In fact, it is so obvious that I assume that the Bush Administration sees an advantage in letting left wing journalists work with the terrorists to turn the minds of the weakest Bush supporters (females with no college education), so the pressure to do something about Saudi Arabia is reduced.
If the leftists were really strategically dangerous to us, there would be a few disappearances and "accidents" befalling the most influential American traitors as happened often before 1969 in this country. As a child, I had a sense that RFK's death wasn't the end of democracy...but rather a correction for RFK's desire to let China continue in its aggression and take the other half of the world.
One has to wonder if Americans are taking seriously the fact that the American media is encouraging the killings of our troops in Iraq.
Look at the London bombings. They resulted in a net loss for the terrorists because of all the "free speech rights" the Muslim "imams" lost in Great Britain as a result. Why should the killings of civilians in the Tube have provoked more outrage than the killing of British soldiers while they were innocently helping with the rebuilding of a post-war democracy? Every dead US soldier should make the public more angry at Syria and Iran's leaders. If this were the case and journalists were able to measure it, the insurgency would stop cold.
But the Bush Administration, like the Johnson and Nixon administrations, feels the need to allow the true enemies to cross the border into our hot zone and kill our troops. I have never been able to fully understand why this is done. Except to reduce public pressure for taking the war to the real enemy. But how does this translate into real support for the troops in Iraq?
The other theory is the flypaper theory that you allow the true enemy to send fighters into the American zone so they can be killed off in large numbers. If, for instance, we have agents in Iran sending fighters by the busload into the waiting arms of our Special Forces...we would want Iran to continue to be our "enemy" for a long while, so we could drain them of their best and dumbest anti-American fighters.

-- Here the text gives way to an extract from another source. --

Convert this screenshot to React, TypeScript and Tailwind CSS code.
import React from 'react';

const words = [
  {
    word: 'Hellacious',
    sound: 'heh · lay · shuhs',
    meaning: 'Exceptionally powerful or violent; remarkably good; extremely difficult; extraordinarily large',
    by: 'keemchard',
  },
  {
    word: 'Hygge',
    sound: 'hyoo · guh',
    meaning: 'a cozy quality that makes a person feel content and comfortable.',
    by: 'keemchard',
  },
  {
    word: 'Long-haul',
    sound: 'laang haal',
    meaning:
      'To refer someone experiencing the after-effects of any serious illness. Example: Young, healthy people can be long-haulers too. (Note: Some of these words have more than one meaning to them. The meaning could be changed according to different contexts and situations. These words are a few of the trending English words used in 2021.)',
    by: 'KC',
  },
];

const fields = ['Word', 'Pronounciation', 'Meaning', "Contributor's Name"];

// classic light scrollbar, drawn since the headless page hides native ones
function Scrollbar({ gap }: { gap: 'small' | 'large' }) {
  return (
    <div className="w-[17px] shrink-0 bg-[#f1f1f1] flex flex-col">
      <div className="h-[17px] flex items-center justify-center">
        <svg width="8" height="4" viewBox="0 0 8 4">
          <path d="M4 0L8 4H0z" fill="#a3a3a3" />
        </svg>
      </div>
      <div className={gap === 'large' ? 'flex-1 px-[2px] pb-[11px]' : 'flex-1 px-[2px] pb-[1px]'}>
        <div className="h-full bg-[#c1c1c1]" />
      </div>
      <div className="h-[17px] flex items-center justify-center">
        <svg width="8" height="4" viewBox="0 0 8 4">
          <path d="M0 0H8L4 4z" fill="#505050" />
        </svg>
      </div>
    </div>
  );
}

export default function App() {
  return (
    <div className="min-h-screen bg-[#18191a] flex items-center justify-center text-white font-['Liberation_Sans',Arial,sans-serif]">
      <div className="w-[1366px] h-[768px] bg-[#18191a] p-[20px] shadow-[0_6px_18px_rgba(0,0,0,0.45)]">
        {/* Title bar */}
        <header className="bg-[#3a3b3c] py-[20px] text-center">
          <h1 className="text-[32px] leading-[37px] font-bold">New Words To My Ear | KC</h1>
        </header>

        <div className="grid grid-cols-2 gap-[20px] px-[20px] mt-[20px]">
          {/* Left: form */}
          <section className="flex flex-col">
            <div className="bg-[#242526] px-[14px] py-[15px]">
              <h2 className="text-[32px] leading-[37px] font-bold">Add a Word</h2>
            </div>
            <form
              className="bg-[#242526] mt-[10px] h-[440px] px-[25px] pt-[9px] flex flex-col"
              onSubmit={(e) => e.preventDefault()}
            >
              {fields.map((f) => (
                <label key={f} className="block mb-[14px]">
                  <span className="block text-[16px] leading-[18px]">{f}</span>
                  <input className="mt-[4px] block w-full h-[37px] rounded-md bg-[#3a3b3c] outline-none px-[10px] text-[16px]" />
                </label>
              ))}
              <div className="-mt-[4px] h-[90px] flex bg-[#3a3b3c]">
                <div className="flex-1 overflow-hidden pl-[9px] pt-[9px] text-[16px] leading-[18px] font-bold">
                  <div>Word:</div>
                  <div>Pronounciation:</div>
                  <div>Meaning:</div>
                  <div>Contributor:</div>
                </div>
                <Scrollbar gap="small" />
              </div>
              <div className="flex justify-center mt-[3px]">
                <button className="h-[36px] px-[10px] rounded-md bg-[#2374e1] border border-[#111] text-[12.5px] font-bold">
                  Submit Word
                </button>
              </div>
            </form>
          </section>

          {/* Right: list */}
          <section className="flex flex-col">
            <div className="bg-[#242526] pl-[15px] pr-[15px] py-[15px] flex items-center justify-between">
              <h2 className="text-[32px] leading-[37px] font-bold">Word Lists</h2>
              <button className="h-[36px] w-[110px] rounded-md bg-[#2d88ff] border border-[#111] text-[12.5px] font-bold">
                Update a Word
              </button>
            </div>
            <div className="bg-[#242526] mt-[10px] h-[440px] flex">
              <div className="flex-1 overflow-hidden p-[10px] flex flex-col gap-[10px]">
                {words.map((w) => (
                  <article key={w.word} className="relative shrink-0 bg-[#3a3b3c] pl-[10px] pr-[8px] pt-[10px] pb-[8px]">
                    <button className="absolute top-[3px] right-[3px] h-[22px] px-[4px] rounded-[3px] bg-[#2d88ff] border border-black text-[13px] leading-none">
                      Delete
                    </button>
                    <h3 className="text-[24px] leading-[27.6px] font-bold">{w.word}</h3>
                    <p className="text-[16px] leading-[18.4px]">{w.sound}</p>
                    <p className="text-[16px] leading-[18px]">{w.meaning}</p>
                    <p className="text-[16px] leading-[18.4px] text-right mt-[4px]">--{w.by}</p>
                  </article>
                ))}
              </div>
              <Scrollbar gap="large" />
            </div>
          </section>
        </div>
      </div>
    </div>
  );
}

Either way, we still have a proxy war going on now with a clueless left wing media pretending (again!) that we are being fought and beaten by local insurgents. Is it free speech for journalists to lie so baldly? Yes. But what is it when the conservative leadership continuously fails to call them on it? What is it when the conservative leadership might be setting things up so the majority of Americans end up believing the lie that we "lost" the Iraq War (after we gave Shiites control of the Middle East) like we supposedly lost the Vietnam War (after Nixon turned China)? Is it free speech if the left wing is actually being used a tool by the Bush Administration to help Sunni Arabs "save face" as they lose this war, like the Chinese were allowed to "save face" by the Americans "losing" the Vietnam War? Basically, is it really free speech if the conservative owners of the media hire only idiots to be their "journalists" and advise those idiots to pursue their foolish dreams of anti-Americanism in their reports?
In terms of the MSM, there is no such thing as free speech. We read and hear what the few media owners WANT us to hear, and if these owners WANT us to hear a bunch of pacifist whiners slowly eat at our will...then one has to ask: Who are these people who control the MSM and how would the Bush Administration benefit from the "slow the war down" mentality the MSM perpetuates?

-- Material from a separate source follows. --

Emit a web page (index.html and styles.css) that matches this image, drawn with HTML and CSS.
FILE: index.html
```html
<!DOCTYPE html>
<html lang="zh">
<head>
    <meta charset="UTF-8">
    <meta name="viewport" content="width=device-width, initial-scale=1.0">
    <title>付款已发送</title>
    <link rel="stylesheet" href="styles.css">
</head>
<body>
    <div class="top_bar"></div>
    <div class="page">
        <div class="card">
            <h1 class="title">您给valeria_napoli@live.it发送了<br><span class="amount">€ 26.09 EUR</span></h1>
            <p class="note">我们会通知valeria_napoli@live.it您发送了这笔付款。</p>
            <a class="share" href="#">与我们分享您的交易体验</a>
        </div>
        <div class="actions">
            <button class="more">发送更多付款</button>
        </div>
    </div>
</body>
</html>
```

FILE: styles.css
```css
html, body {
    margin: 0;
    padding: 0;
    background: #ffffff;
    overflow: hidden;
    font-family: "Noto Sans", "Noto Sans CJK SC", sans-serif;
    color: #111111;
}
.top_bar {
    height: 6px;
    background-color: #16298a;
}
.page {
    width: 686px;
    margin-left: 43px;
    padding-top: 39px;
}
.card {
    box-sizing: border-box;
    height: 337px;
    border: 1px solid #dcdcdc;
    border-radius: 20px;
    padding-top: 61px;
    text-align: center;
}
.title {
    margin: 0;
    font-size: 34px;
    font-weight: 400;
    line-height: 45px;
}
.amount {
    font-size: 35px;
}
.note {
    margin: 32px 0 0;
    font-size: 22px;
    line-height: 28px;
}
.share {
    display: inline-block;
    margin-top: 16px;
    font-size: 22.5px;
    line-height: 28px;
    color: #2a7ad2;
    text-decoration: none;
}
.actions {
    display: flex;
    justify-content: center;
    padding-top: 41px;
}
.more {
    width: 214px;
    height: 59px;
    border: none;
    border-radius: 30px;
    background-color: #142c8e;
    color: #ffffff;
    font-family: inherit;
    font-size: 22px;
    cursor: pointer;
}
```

Life is just one big compromise so no, we won't get everything on the wish list. However I'm figuring on getting the essential items and some of the big ones which are weighted high. Will weather factor in? Probably not at all as it's just not important in the grand scheme of things. Anyway, thanks for your suggestion on WA. I'm actually headed to Seattle on a business trip in a couple of weeks - I hadn't honestly considered it all that highly before but I'll have a harder look at it while I'm there. Are you from WA? Do you have any suggestions on where in WA to locate? Probably would have to be no more than an hour away from the Seattle airport.
Whidbey is gorgeous. We sprung a surprise 50th birthday party for a friend, at the Captain Whidbey Inn.

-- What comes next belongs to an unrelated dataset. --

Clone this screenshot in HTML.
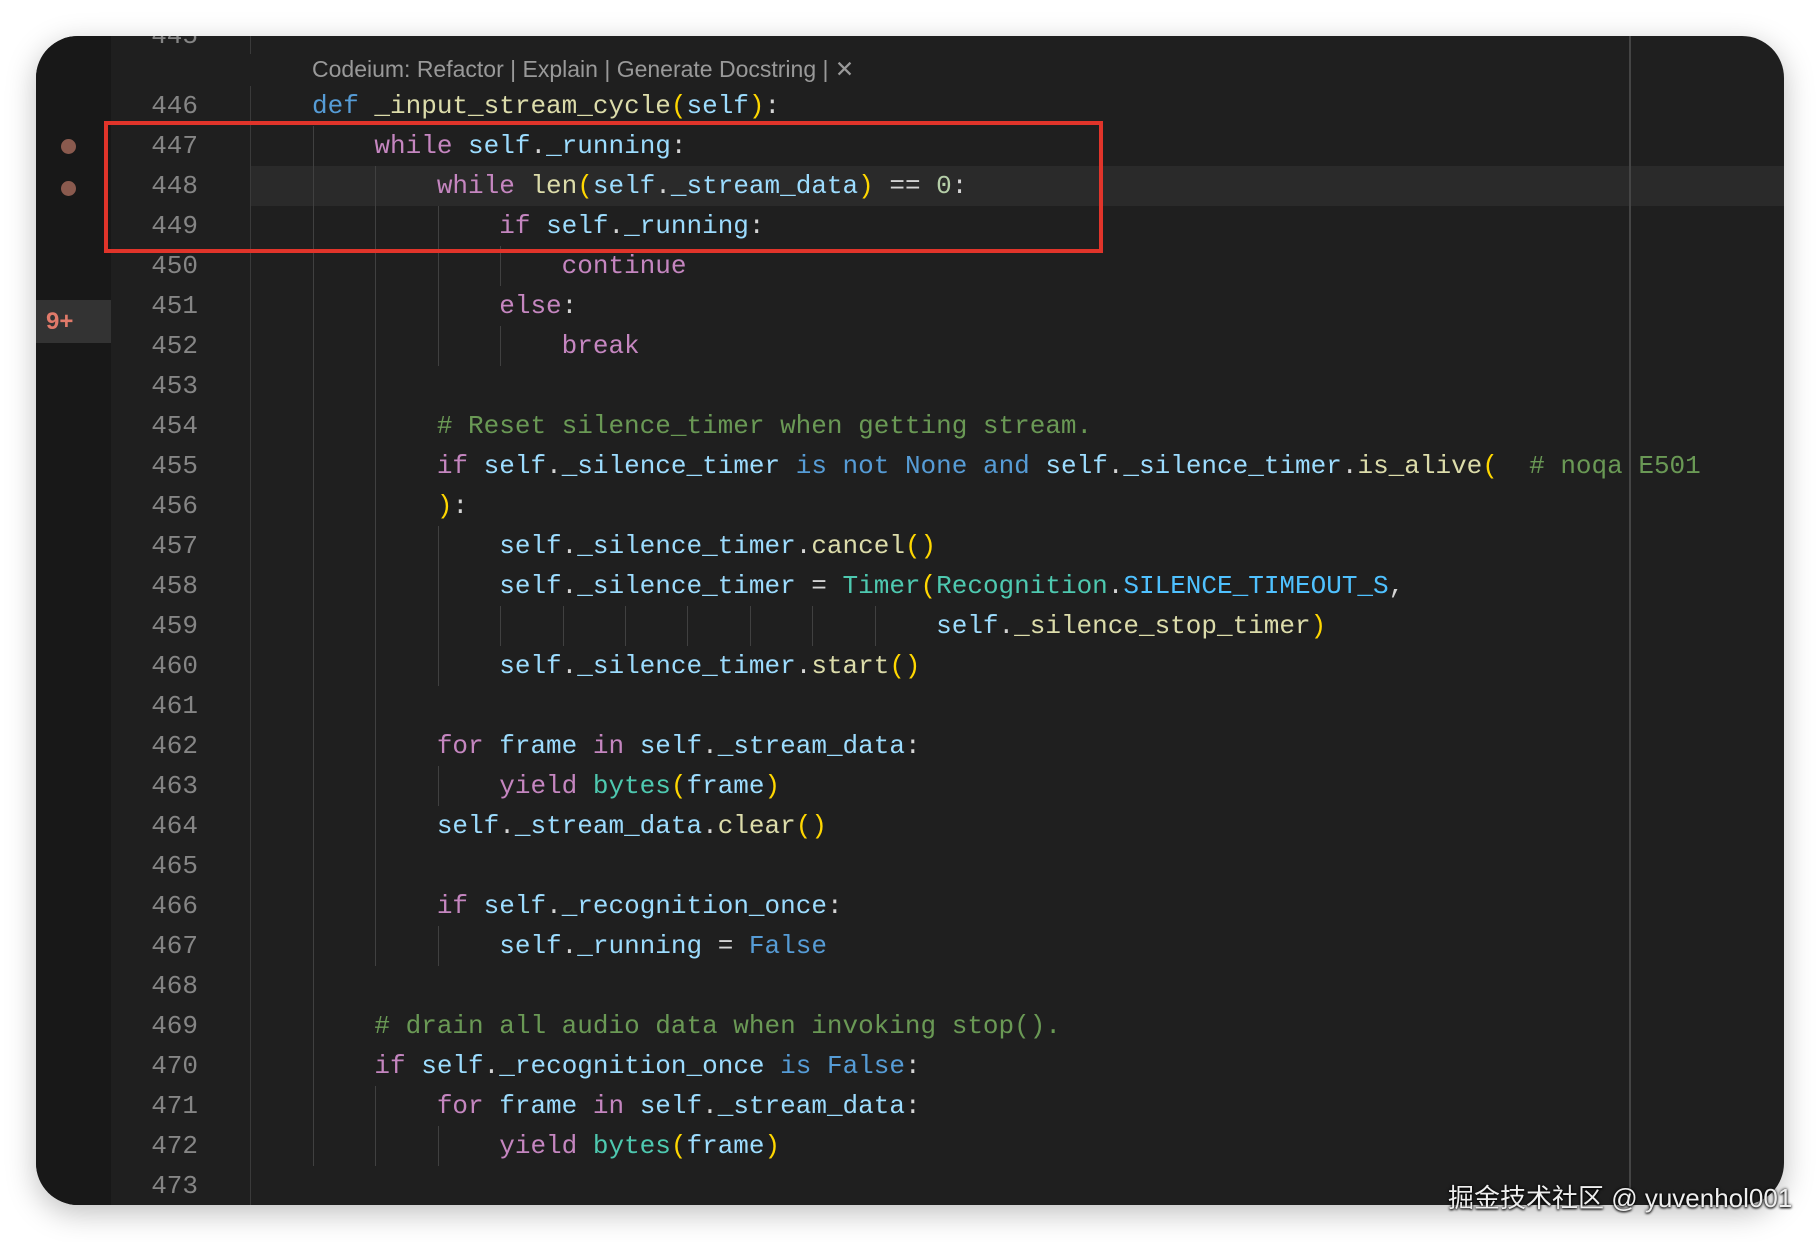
<!DOCTYPE html>
<html><head><meta charset="utf-8"><style>
*{margin:0;padding:0;box-sizing:border-box}
body{width:1820px;height:1242px;background:#fff;position:relative;overflow:hidden}
.win{position:absolute;left:36px;top:36px;width:1748px;height:1169px;background:#1f1f1f;border-radius:42px;overflow:hidden;box-shadow:0 8px 30px rgba(0,0,0,.25)}
.gut{position:absolute;left:0;top:0;width:75px;height:100%;background:#181818}
.badge{position:absolute;left:0;top:264px;width:75px;height:43px;background:#333;color:#e07a6a;font:bold 24px "Liberation Sans",sans-serif;padding:8px 0 0 10px}
.dot{position:absolute;left:25px;width:15px;height:15px;border-radius:50%;background:#8a5a4e}
.sep{position:absolute;left:214px;width:1px;background:#3a3a3a}
.ruler{position:absolute;left:1593px;top:0;width:2px;height:100%;background:#444}
.cur{position:absolute;left:215px;top:130px;width:1540px;height:40px;background:#2a2a2a}
.ln{position:absolute;left:60px;width:102px;text-align:right;color:#858585;font:26px/40px "Liberation Mono",monospace}
.code{position:absolute;left:276px;white-space:pre;color:#d4d4d4;font:26px/40px "Liberation Mono",monospace}
.g{position:absolute;width:1px;height:40px;background:#404040}
.lens{position:absolute;left:276px;top:18px;color:#999;font:23px/30px "Liberation Sans",sans-serif}
.red{position:absolute;left:68px;top:85px;width:999px;height:132px;border:4px solid #e0342a}
.k{color:#c586c0}.b{color:#569cd6}.f{color:#dcdcaa}.v{color:#9cdcfe}.p{color:#ffd700}.c{color:#6a9955}.n{color:#b5cea8}.t{color:#4ec9b0}.C{color:#4fc1ff}
.wm{position:absolute;left:1448px;top:1178px;color:#eee;font:26px "Liberation Sans","Noto Sans CJK SC",sans-serif;text-shadow:0 0 3px #000,0 1px 2px #000}
</style></head><body>
<div class="win">
<div class="gut"></div>
<div class="badge">9+</div>
<div class="dot" style="top:103px"></div>
<div class="dot" style="top:145px"></div>
<div class="cur"></div>
<div class="sep" style="top:0;height:18px"></div>
<div class="sep" style="top:50px;height:1200px"></div>
<div class="ruler"></div>
<div class="lens">Codeium: Refactor | Explain | Generate Docstring | ✕</div>
<div id="L"></div>
<div class="red"></div>
</div>
<div class="wm">掘金技术社区 @ yuvenhol001</div>
<script>
var lines=[
[445,0,''],
[446,0,'<span class="b">def</span> <span class="f">_input_stream_cycle</span><span class="p">(</span><span class="v">self</span><span class="p">)</span>:'],
[447,4,'    <span class="k">while</span> <span class="v">self</span>.<span class="v">_running</span>:'],
[448,8,'        <span class="k">while</span> <span class="f">len</span><span class="p">(</span><span class="v">self</span>.<span class="v">_stream_data</span><span class="p">)</span> == <span class="n">0</span>:'],
[449,12,'            <span class="k">if</span> <span class="v">self</span>.<span class="v">_running</span>:'],
[450,16,'                <span class="k">continue</span>'],
[451,12,'            <span class="k">else</span>:'],
[452,16,'                <span class="k">break</span>'],
[453,8,''],
[454,8,'        <span class="c"># Reset silence_timer when getting stream.</span>'],
[455,8,'        <span class="k">if</span> <span class="v">self</span>.<span class="v">_silence_timer</span> <span class="b">is not None and</span> <span class="v">self</span>.<span class="v">_silence_timer</span>.<span class="f">is_alive</span><span class="p">(</span>  <span class="c"># noqa E501</span>'],
[456,8,'        <span class="p">)</span>:'],
[457,12,'            <span class="v">self</span>.<span class="v">_silence_timer</span>.<span class="f">cancel</span><span class="p">()</span>'],
[458,12,'            <span class="v">self</span>.<span class="v">_silence_timer</span> = <span class="t">Timer</span><span class="p">(</span><span class="t">Recognition</span>.<span class="C">SILENCE_TIMEOUT_S</span>,'],
[459,40,'                                        <span class="v">self</span>.<span class="f">_silence_stop_timer</span><span class="p">)</span>'],
[460,12,'            <span class="v">self</span>.<span class="v">_silence_timer</span>.<span class="f">start</span><span class="p">()</span>'],
[461,8,''],
[462,8,'        <span class="k">for</span> <span class="v">frame</span> <span class="k">in</span> <span class="v">self</span>.<span class="v">_stream_data</span>:'],
[463,12,'            <span class="k">yield</span> <span class="t">bytes</span><span class="p">(</span><span class="v">frame</span><span class="p">)</span>'],
[464,8,'        <span class="v">self</span>.<span class="v">_stream_data</span>.<span class="f">clear</span><span class="p">()</span>'],
[465,8,''],
[466,8,'        <span class="k">if</span> <span class="v">self</span>.<span class="v">_recognition_once</span>:'],
[467,12,'            <span class="v">self</span>.<span class="v">_running</span> = <span class="b">False</span>'],
[468,4,''],
[469,4,'    <span class="c"># drain all audio data when invoking stop().</span>'],
[470,4,'    <span class="k">if</span> <span class="v">self</span>.<span class="v">_recognition_once</span> <span class="b">is</span> <span class="b">False</span>:'],
[471,8,'        <span class="k">for</span> <span class="v">frame</span> <span class="k">in</span> <span class="v">self</span>.<span class="v">_stream_data</span>:'],
[472,12,'            <span class="k">yield</span> <span class="t">bytes</span><span class="p">(</span><span class="v">frame</span><span class="p">)</span>'],
[473,0,'']];
var h='';
lines.forEach(function(l){
 var top=50+(l[0]-446)*40+(l[0]==445?-30:0);
 h+='<div class="ln" style="top:'+top+'px">'+l[0]+'</div>';
 for(var c=0;c<l[1];c+=4){h+='<div class="g" style="left:'+(277+c*15.6)+'px;top:'+top+'px"></div>';}
 h+='<div class="code" style="top:'+top+'px">'+l[2]+'</div>';
});
document.getElementById('L').innerHTML=h;
</script>
</body></html>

Whidbey Island NAS must be a great tour. Never got a chance to visit there when I was on active duty (different branch of the service, and stationed a few thousand miles to the west).
Whidbey is gorgeous...it is, isn't it? Hope you tried some Penn Cove mussells and loganberry wine.
I wish that every returning service member from Afghanistan & Iraq could be assigned here for a tour....there is just such an awe inspiring peace that settles on you. Maybe it is the friendly patriotic locals, the beautiful lonely beaches, the old growth forests that seem so primordial, the charming towns and farms, the sound of freedom as the NAS Whidbey planes zoom overhead...come back & visit!
If I knew you were comin, I'd a baked a cake :)
http://www.unitednorthamerica.org
A prediction of the engame of Canada.
Fair enough. How about "lying rat-bastards"? More than one president connived his way into office with the promise of avoiding war. Wilson won in 1916 on the platform, He kept us out of war. FDR: "I have said this before, but I shall say it again and again and again; your boys are not going to be sent into any foreign wars. LBJ cynically promised not "to send American boys nine or ten thousand miles away from home to do what Asian boys ought to be doing for themselves." Democratically elected? Sure, and it makes me wonder if drawing straws would be a better way to go about it.
I am sure that more than a few questioned their President's rationale for the war they were fighting in. However, they all did their duty.
American soldiers had a "duty" to die in a European war for Wilson's feverish delusions and Britain's shameless propaganda? For what, making the world safe for communism & fascism? Conscience trumps "lawful duty" when the law is insane. Good thing the American revolutionaries didn't do their "duty" and obey the king.
I was born in the 1960's as well. What is your point?
Just responding to your post #16, which implied that I avoided conscription.
A man who would run away from a draft and country in war time is not a real threat to anyone.
That depends on which war; and which man.
British Canada was a stand-up ally.
Now it's controlled by the French Canadians and everything that goes with being French.